Afrique du Sud: plus de 25.000 déplacés par les violences, l’armée dans les townships
JOHANNESBURG (AFP) — Plus de 25.000 immigrés ont fui les violences xénophobes qui ravagent les townships d’Afrique du Sud et s’entassent dans des centres d’accueil provisoires, exposés à de mauvaises conditions sanitaires et au froid de l’hiver austral.
"La Croix Rouge aide actuellement plus de 25.000 déplacés, répartis dans 21 centres, notamment à Johannesburg", la capitale économique où les attaques anti-immigrés ont éclaté le 11 mai, a dit Françoise Le Goff, directrice du CICR pour l’Afrique australe.
"La situation s’est détériorée depuis que les violences se sont étendues à Durban et au Cap" ces derniers jours, a ajouté Mme Le Goff.
Les violences, qui ont ravagé les townships de Johannesburg, puis se sont étendues à Durban (est), grand port de l’océan Indien, et au Cap (sud-ouest), haut-lieu touristique et siège du Parlement, ont désormais gagné sept des neuf provinces du pays.
Au moins 42 personnes ont été tuées et des centaines blessées, tandis que des milliers d’étrangers ont choisi la route du retour. La police a procédé à plus de 500 arrestations.
Même si les incidents sont désormais moins nombreux, grâce à un impressionnant déploiement de la police et de l’armée, les déplacés continuent d’affluer dans des camps de fortune, souvent proches des commissariats. Des milliers doivent dormir dehors, par des températures proches de zéro la nuit.
"Nous enregistrons moins de cas de blessures dues aux violence, mais de plus en plus de cas de maladies liées au froid et aux mauvaises conditions sanitaires", notamment des infections respiratoires et des diarrhées, a indiqué la directrice de Médecins sans Frontières en Afrique du Sud, Muriel Cornelius.

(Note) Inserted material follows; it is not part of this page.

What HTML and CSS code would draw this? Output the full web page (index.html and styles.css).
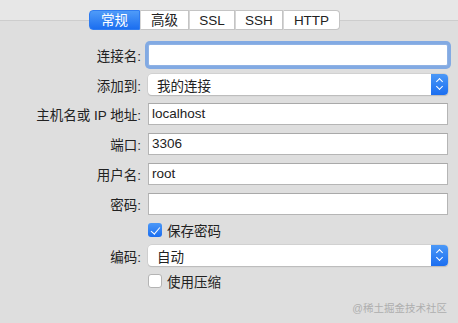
FILE: index.html
```html
<!DOCTYPE html>
<html lang="zh-CN">

<head>
    <meta charset="UTF-8">
    <title>新建连接</title>
    <link rel="stylesheet" href="styles.css">
</head>

<body>
    <!-- 탭 -->
    <div class="tabs">
        <span class="tab tab1 on">常规</span>
        <span class="tab tab2">高级</span>
        <span class="tab tab3">SSL</span>
        <span class="tab tab4">SSH</span>
        <span class="tab tab5">HTTP</span>
    </div>

    <!-- 폼 -->
    <div class="form">
        <label class="lb">连接名:</label>
        <div class="field focus"></div>

        <label class="lb">添加到:</label>
        <div class="sel"><span class="seltxt">我的连接</span><span class="step"></span></div>

        <label class="lb">主机名或 IP 地址:</label>
        <div class="field">localhost</div>

        <label class="lb">端口:</label>
        <div class="field">3306</div>

        <label class="lb">用户名:</label>
        <div class="field">root</div>

        <label class="lb">密码:</label>
        <div class="field"></div>

        <span></span>
        <div class="chk"><span class="box on"></span>保存密码</div>

        <label class="lb">编码:</label>
        <div class="sel"><span class="seltxt">自动</span><span class="step"></span></div>

        <span></span>
        <div class="chk"><span class="box"></span>使用压缩</div>
    </div>

    <div class="mark">@稀土掘金技术社区</div>
</body>

</html>
```

FILE: styles.css
```css
/* 공통 */
body {
    margin: 0;
    height: 323px;
    position: relative;
    font-family: "Liberation Sans", "Noto Sans CJK SC", sans-serif;
    font-size: 13.5px;
    color: #222;
    /* 위쪽 밝은 띠 + 가로선 + 본문 배경 */
    background: linear-gradient(#e7e7e7 0 20px, #cdcdcd 20px 21px, #dedede 21px);
}

/* 탭 버튼 묶음 */
.tabs {
    display: flex;
    margin-left: 89px;
    padding-top: 10px;
}

.tab {
    height: 20px;
    line-height: 19px;
    text-align: center;
    background: #fff;
    border: 1px solid #c4c4c4;
    border-left: 1px solid #d6d6d6;
    box-sizing: border-box;
    font-size: 13.5px;
}

.tab1 {
    width: 51px;
    border-radius: 4px 0 0 4px;
    border-left-color: #c4c4c4;
}

.tab2 { width: 49px; }
.tab3 { width: 46px; }
.tab4 { width: 48px; }

.tab5 {
    width: 57px;
    border-radius: 0 4px 4px 0;
}

.tab.on {
    color: #fff;
    background: linear-gradient(#4f9bf8, #1b6ef0);
    border-color: #2f7cf0;
}

/* 폼 그리드 */
.form {
    display: grid;
    grid-template-columns: 141px 300px;
    column-gap: 7px;
    row-gap: 8px;
    margin-top: 14px;
    align-items: center;
}

.lb {
    text-align: right;
}

.field {
    height: 22px;
    line-height: 20px;
    box-sizing: border-box;
    background: #fff;
    border: 1px solid #b5b5b5;
    border-top-color: #a9a9a9;
    padding-left: 3px;
}

.field.focus {
    border-color: #8fb2e4;
    box-shadow: 0 0 0 3px #82aae3;
    border-radius: 2px;
}

/* 셀렉트 */
.sel {
    height: 21px;
    box-sizing: border-box;
    background: #fff;
    border-radius: 4px;
    box-shadow: 0 0 0 0.5px #c4c4c4, 0 1px 1px rgba(0, 0, 0, 0.2);
    display: flex;
    align-items: center;
    position: relative;
}

.seltxt {
    flex: 1;
    padding-left: 9px;
}

.step {
    width: 17px;
    height: 21px;
    border-radius: 0 4px 4px 0;
    background: linear-gradient(#4b98f7, #1b6ef0);
    position: relative;
}

/* 위아래 화살표 */
.step::before,
.step::after {
    content: "";
    position: absolute;
    left: 6px;
    width: 4px;
    height: 4px;
    border: solid #fff;
    border-width: 1.5px 0 0 1.5px;
}

.step::before {
    top: 5px;
    transform: rotate(45deg);
}

.step::after {
    top: 10px;
    transform: rotate(225deg);
}

/* 체크박스 */
.chk {
    display: flex;
    align-items: center;
    height: 14px;
}

.box {
    width: 14px;
    height: 14px;
    box-sizing: border-box;
    border-radius: 3px;
    background: #fff;
    border: 1px solid #b4b4b4;
    margin-right: 5px;
    position: relative;
}

.box.on {
    border: none;
    background: linear-gradient(#4b98f7, #1b6ef0);
}

.box.on::after {
    content: "";
    position: absolute;
    left: 4.5px;
    top: 1.5px;
    width: 3.5px;
    height: 8px;
    border: solid #fff;
    border-width: 0 1.8px 1.8px 0;
    transform: rotate(40deg);
}

/* 워터마크 */
.mark {
    position: absolute;
    right: 11px;
    bottom: 8px;
    font-size: 10.5px;
    color: #aeaeae;
}
```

La nuit de vendredi à samedi a été relativement calme à Johannesburg, où l’armée a été déployée, mais un homme a été tué par des militaires dans la banlieue minière de l’est de la ville.

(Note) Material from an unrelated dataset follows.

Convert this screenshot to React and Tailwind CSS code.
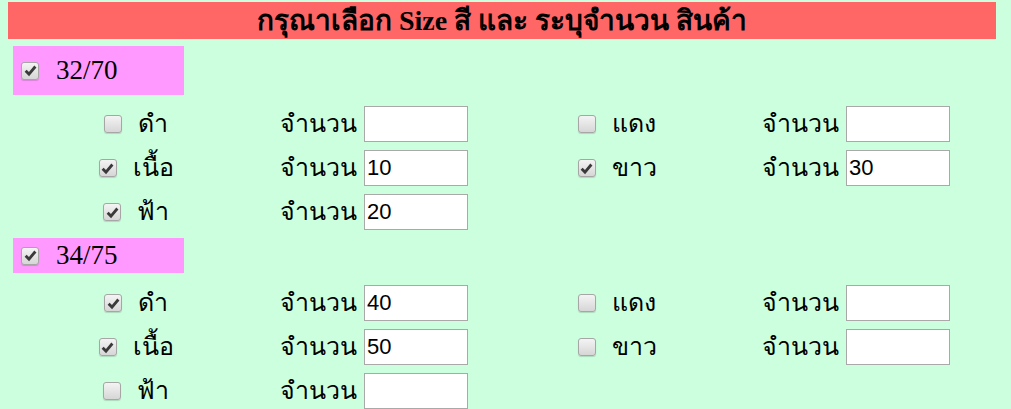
// App.jsx
const sizes = [
  {
    label: '32/70',
    tall: true,
    rows: [
      [{ name: 'ดำ', on: false, qty: '' }, { name: 'แดง', on: false, qty: '' }],
      [{ name: 'เนื้อ', on: true, qty: '10' }, { name: 'ขาว', on: true, qty: '30' }],
      [{ name: 'ฟ้า', on: true, qty: '20' }, null],
    ],
  },
  {
    label: '34/75',
    tall: false,
    rows: [
      [{ name: 'ดำ', on: true, qty: '40' }, { name: 'แดง', on: false, qty: '' }],
      [{ name: 'เนื้อ', on: true, qty: '50' }, { name: 'ขาว', on: false, qty: '' }],
      [{ name: 'ฟ้า', on: false, qty: '' }, null],
    ],
  },
];

const Check = ({ on }) => (
  <span className="inline-flex items-center justify-center w-[18px] h-[18px] shrink-0 rounded-[3px] border border-[#a6a6a6] bg-gradient-to-b from-[#f4f4f4] to-[#d6d6d6] shadow-[0_1px_1px_rgba(0,0,0,0.15)]">
    {on && (
      <svg width="13" height="13" viewBox="0 0 12 12">
        <path d="M1.5 6.2 L4.6 9.3 L10.5 2.3" fill="none" stroke="#3a3a3a" strokeWidth="2.6" />
      </svg>
    )}
  </span>
);

const Qty = ({ value }) => (
  <input
    type="text"
    readOnly
    value={value}
    className="w-[104px] h-[36px] bg-white border border-[#a9a9a9] px-[2px] text-[22px] text-black font-['Liberation_Sans',sans-serif] outline-none"
  />
);

const ColorCell = ({ item, right }) => (
  <>
    <div className={`flex items-center justify-center gap-[16px] ${right ? 'pr-[12px]' : ''}`}>
      <Check on={item.on} />
      <span className="text-[25px]">{item.name}</span>
    </div>
    <div className={`flex items-center gap-[7px] ${right ? 'pl-[11px]' : 'pl-[16px]'}`}>
      <span className="text-[25px]">จำนวน</span>
      <Qty value={item.qty} />
    </div>
  </>
);

const SizeGroup = ({ group, first }) => (
  <div>
    <div
      className={`flex items-center gap-[17px] ml-[5px] w-[171px] bg-[#ff99ff] pl-[8px] ${
        group.tall ? 'h-[49px] mt-[7px]' : 'h-[35px] mt-[4px]'
      }`}
    >
      <Check on />
      <span className="text-[27px] font-['Liberation_Serif',serif]">{group.label}</span>
    </div>
    <div className={first ? 'mt-[7px]' : 'mt-[8px]'}>
      {group.rows.map((row, i) => (
        <div key={i} className="grid grid-cols-[256px_231px_256px_1fr] h-[44px] items-center">
          <ColorCell item={row[0]} />
          {row[1] ? (
            <ColorCell item={row[1]} right />
          ) : (
            <>
              <div />
              <div />
            </>
          )}
        </div>
      ))}
    </div>
  </div>
);

export default function App() {
  return (
    <div className="min-h-screen bg-[#ccffdd] text-black font-['Liberation_Sans',sans-serif] pt-[2px] px-[8px] pb-[20px]">
      <div className="h-[37px] bg-[#ff6666] flex items-center justify-center w-[988px]">
        <h1 className="text-[28px] font-bold font-['Liberation_Serif',serif] leading-none">
          กรุณาเลือก Size สี และ ระบุจำนวน สินค้า
        </h1>
      </div>
      {sizes.map((g, i) => (
        <SizeGroup key={g.label} group={g} first={i === 0} />
      ))}
    </div>
  );
}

"Nous avons malheureusement eu un incident lorsqu’un membre de la population s’est fait tirer dessus alors qu’il pointait une arme à feu contre un soldat. Il a été tué par balles", a déclaré ce porte-parole de l’armée, le général Kwena Mangope.

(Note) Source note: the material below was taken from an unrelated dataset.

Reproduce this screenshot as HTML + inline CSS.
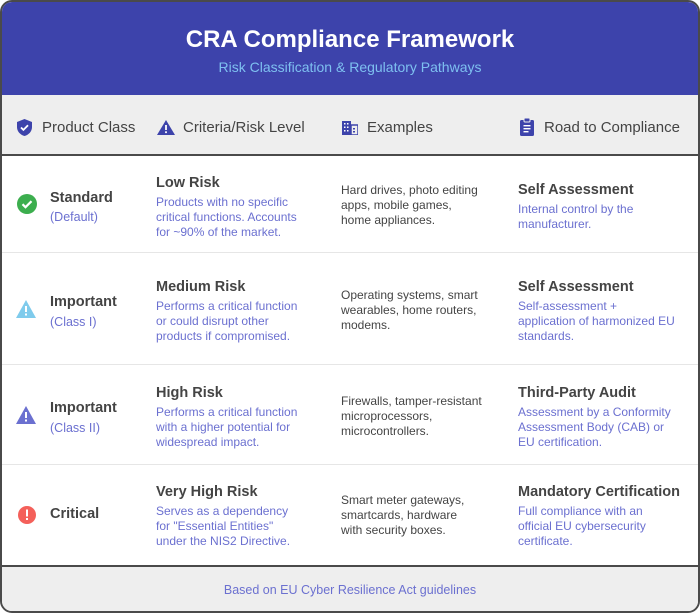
<!DOCTYPE html>
<html><head><meta charset="utf-8"><style>
*{margin:0;padding:0;box-sizing:border-box}
body{width:700px;height:613px;background:#fff;font-family:"Liberation Sans",sans-serif;position:relative;overflow:hidden}
.frame{position:absolute;left:0;top:0;width:700px;height:613px;border:2px solid #4a4a4a;border-radius:12px;overflow:hidden;background:#fff}
.in{position:absolute;left:-2px;top:-2px;width:700px;height:613px}
.hdr{position:absolute;left:0;top:0;width:700px;height:95px;background:#3d43ab}
.t{position:absolute;white-space:nowrap}
.title{left:0;width:700px;text-align:center;top:26px;color:#fff;font-size:24px;font-weight:bold}
.sub{left:0;width:700px;text-align:center;top:59px;color:#7ec0f0;font-size:14px}
.th{position:absolute;left:0;top:95px;width:700px;height:61px;background:#eeeeee;border-bottom:2px solid #4a4a4a}
.hl{font-size:15px;color:#444;top:24px}
.row{position:absolute;left:0;width:700px;border-bottom:1px solid #e6e6e6}
.cls{font-size:14.5px;font-weight:bold;color:#444}
.cl2{font-size:12.5px;color:#6b70d0}
.rk{font-size:14.5px;font-weight:bold;color:#444}
.ds{font-size:12px;color:#6b70d0;line-height:15px}
.ex{font-size:12px;color:#444;line-height:15px}
.foot{position:absolute;left:0;top:565px;width:700px;height:48px;background:#eeeeee;border-top:2px solid #4a4a4a;text-align:center;font-size:12.5px;color:#6b70d0;padding-top:16px}
</style></head><body>
<div class="frame"><div class="in">
<div class="hdr">
<div class="t title">CRA Compliance Framework</div>
<div class="t sub">Risk Classification &amp; Regulatory Pathways</div>
</div>
<div class="th">
<svg style="position:absolute;left:17px;top:24px" width="15" height="17" viewBox="0 0 15 17"><path d="M7.5 0L15 3v5c0 4.5-3.2 7.8-7.5 9C3.2 15.8 0 12.5 0 8V3z" fill="#3d43ab"/><path d="M4 8.5l2.4 2.4L11 6.3" stroke="#fff" stroke-width="1.8" fill="none"/></svg>
<div class="t hl" style="left:42px">Product Class</div>
<svg style="position:absolute;left:157px;top:25px" width="18" height="15" viewBox="0 0 18 15"><path d="M9 0L18 15H0z" fill="#3d43ab"/><rect x="8.1" y="5" width="1.8" height="5" fill="#fff"/><rect x="8.1" y="11.3" width="1.8" height="1.8" fill="#fff"/></svg>
<div class="t hl" style="left:183px">Criteria/Risk Level</div>
<svg style="position:absolute;left:342px;top:26px" width="16" height="14" viewBox="0 0 16 14"><rect x="0" y="0" width="9" height="14" fill="#3d43ab"/><rect x="9" y="4" width="7" height="10" fill="none" stroke="#3d43ab" stroke-width="1.5"/><g fill="#fff"><rect x="2" y="2" width="1.5" height="1.5"/><rect x="5" y="2" width="1.5" height="1.5"/><rect x="2" y="5.5" width="1.5" height="1.5"/><rect x="5" y="5.5" width="1.5" height="1.5"/><rect x="2" y="9" width="1.5" height="1.5"/><rect x="5" y="9" width="1.5" height="1.5"/></g><rect x="11" y="7" width="2" height="1.5" fill="#3d43ab"/><rect x="11" y="10" width="2" height="1.5" fill="#3d43ab"/></svg>
<div class="t hl" style="left:367px">Examples</div>
<svg style="position:absolute;left:520px;top:23px" width="14" height="18" viewBox="0 0 14 18"><rect x="0" y="2" width="14" height="16" rx="1.5" fill="#3d43ab"/><rect x="4" y="0" width="6" height="4" rx="1" fill="#3d43ab" stroke="#eee" stroke-width="1"/><g fill="#fff"><rect x="3.5" y="7" width="7" height="1.4"/><rect x="3.5" y="10" width="7" height="1.4"/><rect x="3.5" y="13" width="5" height="1.4"/></g></svg>
<div class="t hl" style="left:544px">Road to Compliance</div>
</div>

<div class="row" style="top:157px;height:96px">
<svg style="position:absolute;left:17px;top:37px" width="20" height="20"><circle cx="10" cy="10" r="10" fill="#3cae4e"/><path d="M5.5 10.2l3 3 6-6" stroke="#fff" stroke-width="2.2" fill="none"/></svg>
<div class="t cls" style="left:50px;top:33px">Standard</div>
<div class="t cl2" style="left:50px;top:53px">(Default)</div>
<div class="t rk" style="left:156px;top:18px">Low Risk</div>
<div class="t ds" style="left:156px;top:38px">Products with no specific<br>critical functions. Accounts<br>for ~90% of the market.</div>
<div class="t ex" style="left:341px;top:26px">Hard drives, photo editing<br>apps, mobile games,<br>home appliances.</div>
<div class="t rk" style="left:518px;top:25px">Self Assessment</div>
<div class="t ds" style="left:518px;top:45px">Internal control by the<br>manufacturer.</div>
</div>

<div class="row" style="top:253px;height:112px">
<svg style="position:absolute;left:16px;top:47px" width="20" height="18" viewBox="0 0 20 18"><path d="M10 0L20 18H0z" fill="#7fcbec"/><rect x="9" y="6" width="2" height="6" fill="#fff"/><rect x="9" y="13.5" width="2" height="2" fill="#fff"/></svg>
<div class="t cls" style="left:50px;top:41px">Important</div>
<div class="t cl2" style="left:50px;top:62px">(Class I)</div>
<div class="t rk" style="left:156px;top:26px">Medium Risk</div>
<div class="t ds" style="left:156px;top:46px">Performs a critical function<br>or could disrupt other<br>products if compromised.</div>
<div class="t ex" style="left:341px;top:35px">Operating systems, smart<br>wearables, home routers,<br>modems.</div>
<div class="t rk" style="left:518px;top:26px">Self Assessment</div>
<div class="t ds" style="left:518px;top:46px">Self-assessment +<br>application of harmonized EU<br>standards.</div>
</div>

<div class="row" style="top:365px;height:100px">
<svg style="position:absolute;left:16px;top:41px" width="20" height="18" viewBox="0 0 20 18"><path d="M10 0L20 18H0z" fill="#6b70d0"/><rect x="9" y="6" width="2" height="6" fill="#fff"/><rect x="9" y="13.5" width="2" height="2" fill="#fff"/></svg>
<div class="t cls" style="left:50px;top:35px">Important</div>
<div class="t cl2" style="left:50px;top:56px">(Class II)</div>
<div class="t rk" style="left:156px;top:20px">High Risk</div>
<div class="t ds" style="left:156px;top:40px">Performs a critical function<br>with a higher potential for<br>widespread impact.</div>
<div class="t ex" style="left:341px;top:29px">Firewalls, tamper-resistant<br>microprocessors,<br>microcontrollers.</div>
<div class="t rk" style="left:518px;top:20px">Third-Party Audit</div>
<div class="t ds" style="left:518px;top:40px">Assessment by a Conformity<br>Assessment Body (CAB) or<br>EU certification.</div>
</div>

<div class="row" style="top:465px;height:100px;border-bottom:none">
<svg style="position:absolute;left:17px;top:40px" width="20" height="20"><circle cx="10" cy="10" r="9" fill="#f4605a"/><rect x="9" y="4.5" width="2" height="7" fill="#fff"/><rect x="9" y="13" width="2" height="2" fill="#fff"/></svg>
<div class="t cls" style="left:50px;top:41px">Critical</div>
<div class="t rk" style="left:156px;top:19px">Very High Risk</div>
<div class="t ds" style="left:156px;top:39px">Serves as a dependency<br>for "Essential Entities"<br>under the NIS2 Directive.</div>
<div class="t ex" style="left:341px;top:28px">Smart meter gateways,<br>smartcards, hardware<br>with security boxes.</div>
<div class="t rk" style="left:518px;top:19px">Mandatory Certification</div>
<div class="t ds" style="left:518px;top:39px">Full compliance with an<br>official EU cybersecurity<br>certificate.</div>
</div>

<div class="foot">Based on EU Cyber Resilience Act guidelines</div>
</div></div>
</body></html>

Le déploiement militaire, décidé jeudi pour la première fois depuis la fin du régime d’aparheid en 1994, rappelle paradoxalement l’époque où le régime ségrégationniste avait recours à l’armée pour réprimer les émeutes des Noirs.
La police et les services du procureur général ont annoncé vendredi des mesures exceptionnelles pour traiter "rapidement et sévèrement" les cas de violence et envisagent la création de tribunaux spécialisés.
L’organisation de défense des droits de l’Homme Human Rights Watch a appelé le gouvernement à "protéger les victimes pour garantir la justice" en s’assurant que les immigrés, dont la plupart sont sans papiers, puissent témoigner.
Les étrangers, dont trois millions de Zimbabwéens ayant fui la crise dans leur pays, sont accusés de prendre des emplois et de contribuer à la criminalité dans un pays où le chômage et l’extrême pauvreté touchent quelque 40% de la population.
L’Afrique du Sud a pour la première fois vendredi présenté ses excuses pour ces attaques, par la voix de sa vice-présidente Phumzile Mlambo-Ngcuka, en visite au Nigeria: "Nous sommes très inquiets et nous présentons nos excuses pour tous les désagréments que ces incidents ont causé".
Dans les pays voisins, dont certains mettent en place des structures d’accueil pour leurs ressortissants fuyant les violences, la crainte de représailles contre les intérêts sud-africains monte. Ainsi, à Maputo, la police a-t-elle été déployée devant l’ambassade d’Afrique du Sud.
Ces violences, qui ternissent l’image de la "Nation Arc-en-Ciel" rêvée par le héros de la lutte anti-apartheid et ex président Nelson Mandela, portent aussi préjudice à la réputation de stabilité de la première puissance économique d’Afrique.